Liberty Park's Memphis Sports and Events Center Lining Up Events for 2023 and Beyond
COREY DAVIS // MEMPHIS BUSINESS JOURNAL // ARTICLE LINK
A facility envisioned as a slam dunk in the indoor youth sports and tourism industry was recently unveiled to the public.
The long-anticipated, 227,000-square-foot Memphis Sports and Events Center (MSEC) at Liberty Park on the old Mid-South Fairgrounds received a community spotlight on Dec. 10.
The $57 million MSEC features 16 basketball courts that can be converted into 32 volleyball courts and has room for 3,500 spectators. The new facility also makes its mark with flexibility; it is able to accommodate other indoor sports such as wrestling, gymnastics, futsal, dance, pickleball, and cheerleading, as well as hosting conferences, commencements, and other events.
The MSEC will also include a full-service café and concessions, VIP suites, and a variety of other amenities such as a parkour ropes course and esports center, both of which should be operational in Q1 2023.
Antonio Perez, the MSEC's general manager, said the facility is set to have a staff of 12 full-time employees and around 50 part-time workers operating the building.
“I feel this facility is going to be a total game changer,” Perez said. “We get to serve the community locally, but then from a national perspective, we are candidates to get events we were never able to otherwise.

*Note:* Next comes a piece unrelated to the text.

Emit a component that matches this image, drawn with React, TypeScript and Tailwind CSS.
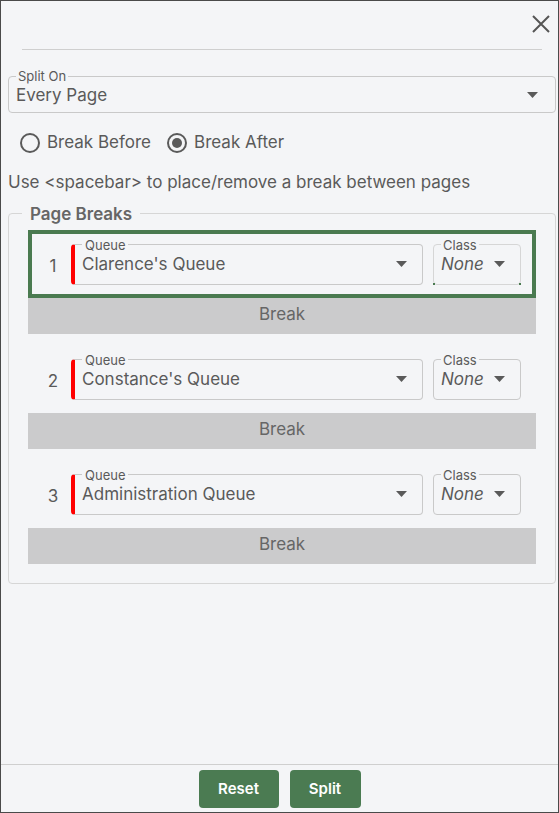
import React from "react";

const rows = [
  { n: 1, queue: "Clarence's Queue", active: true },
  { n: 2, queue: "Constance's Queue", active: false },
  { n: 3, queue: "Administration Queue", active: false },
];

function Caret() {
  return (
    <svg width="11" height="6" viewBox="0 0 11 6" className="shrink-0">
      <path d="M0 0 L11 0 L5.5 6 Z" fill="#5a5a5a" />
    </svg>
  );
}

function Radio({ checked, label }: { checked: boolean; label: string }) {
  return (
    <label className="flex items-center gap-[7px]">
      <span className="flex h-[20px] w-[20px] items-center justify-center rounded-full border-2 border-[#5a5a5a]">
        {checked && <span className="h-[10px] w-[10px] rounded-full bg-[#5a5a5a]" />}
      </span>
      <span>{label}</span>
    </label>
  );
}

function QueueRow({ n, queue, active }: { n: number; queue: string; active: boolean }) {
  return (
    <div>
      <div
        className={
          "flex h-[68px] items-start border-4 pt-[4px] " +
          (active ? "border-[#4a7a50]" : "border-transparent")
        }
      >
        <span className="mt-[18px] w-[39px] pl-[3px] text-center leading-[20px]">{n}</span>
        <fieldset className="h-[47px] w-[352px] rounded-[4px] border border-l-4 border-[#c9c9c9] border-l-[#ff0000] pl-[7px] pr-[15px]">
          <legend className="px-[3px] text-[13px] leading-[14px]">Queue</legend>
          <div className="mt-[2px] flex items-center justify-between">
            <span className="leading-[20px]">{queue}</span>
            <Caret />
          </div>
        </fieldset>
        <fieldset
          className={
            "relative ml-[10px] h-[47px] w-[88px] rounded-[4px] border pl-[7px] pr-[15px] " +
            (active ? "border-[#d6d6d6]" : "border-[#c9c9c9]")
          }
        >
          <legend className="px-[2px] text-[13px] leading-[14px]">Class</legend>
          <div className="mt-[2px] flex items-center justify-between">
            <span className="italic leading-[20px]">None</span>
            <Caret />
          </div>
          {active && (
            <>
              <span className="absolute -left-px -bottom-px h-[2px] w-[2px] bg-[#4a7a50]" />
              <span className="absolute -right-px -bottom-px h-[2px] w-[2px] bg-[#4a7a50]" />
            </>
          )}
        </fieldset>
      </div>
      <div className="flex h-[36px] items-center justify-center bg-[#cbcbcc] pb-[2px] text-[#666]">Break</div>
    </div>
  );
}

export default function App() {
  return (
    <div className="flex h-[813px] w-[559px] flex-col border border-[#4a4a4a] bg-[#f4f5f7] font-['Inter',sans-serif] text-[17px] text-[#5a5a5a]">
      <div className="flex h-[48px] items-start justify-end pr-[8px] pt-[14px]">
        <svg width="18" height="18" viewBox="0 0 18 18">
          <path d="M1 1 L17 17 M17 1 L1 17" stroke="#555" strokeWidth="2" />
        </svg>
      </div>
      <div className="ml-[21px] mr-[16px] h-px bg-[#cfcfcf]" />

      <div className="flex-1 pl-[7px] pr-[2px]">
        <fieldset className="mt-[19px] h-[44px] rounded-[4px] border border-[#c9c9c9] pl-[7px] pr-[17px]">
          <legend className="px-[2px] text-[13px] leading-[14px]">Split On</legend>
          <div className="mt-[2px] flex items-center justify-between">
            <span className="leading-[20px]">Every Page</span>
            <Caret />
          </div>
        </fieldset>

        <div className="ml-[12px] mt-[17px] flex gap-[16px]">
          <Radio checked={false} label="Break Before" />
          <Radio checked label="Break After" />
        </div>

        <p className="mt-[16px] leading-[20px]">Use &lt;spacebar&gt; to place/remove a break between pages</p>

        <fieldset className="mt-[12px] rounded-[4px] border border-[#d6d6d6] px-[19px] pb-[19px] pt-[6px]">
          <legend className="ml-[-6px] px-[8px] text-[17px] font-semibold leading-[20px] text-[#666]">
            Page Breaks
          </legend>
          <div className="flex flex-col gap-[11px]">
            {rows.map((r) => (
              <QueueRow key={r.n} {...r} />
            ))}
          </div>
        </fieldset>
      </div>

      <div className="flex h-[48px] justify-center gap-[11px] border-t border-[#cfcfcf] pt-[5px]">
        <button className="h-[38px] w-[80px] rounded-[4px] bg-[#4b7b52] text-[15px] font-semibold text-white">
          Reset
        </button>
        <button className="h-[38px] w-[71px] rounded-[4px] bg-[#4b7b52] text-[15px] font-semibold text-white">
          Split
        </button>
      </div>
    </div>
  );
}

We’re now talking to major operators in every sport, which we can finally host here in Memphis.”
John Wack, president of Virginia-based Eastern Sports Management (ESM), the firm managing the MSEC, said that though the facility is open, there is still work to do to finish completing the building due to supply chain and labor shortages.
Nonetheless, sporting activities are set to begin in the facility, starting with the annual Memphis Athletic Ministries (MAM) Classic to be held Dec. 17-22; that youth basketball tournament has, in the past, attracted more than 100 teams. Perez said the MAM Classic will break in the facility. However, he noted the first official event hosted by the MSEC will be The Tip-Off youth basketball tournament from Jan. 7-8.
Wack noted the MSEC has 50 events across 10 sports currently booked in 2023, with the majority going through the middle of summer. He said there will be some weekends where two booked events will be going on simultaneously on each side of the building, highlighting the scale of the MSEC.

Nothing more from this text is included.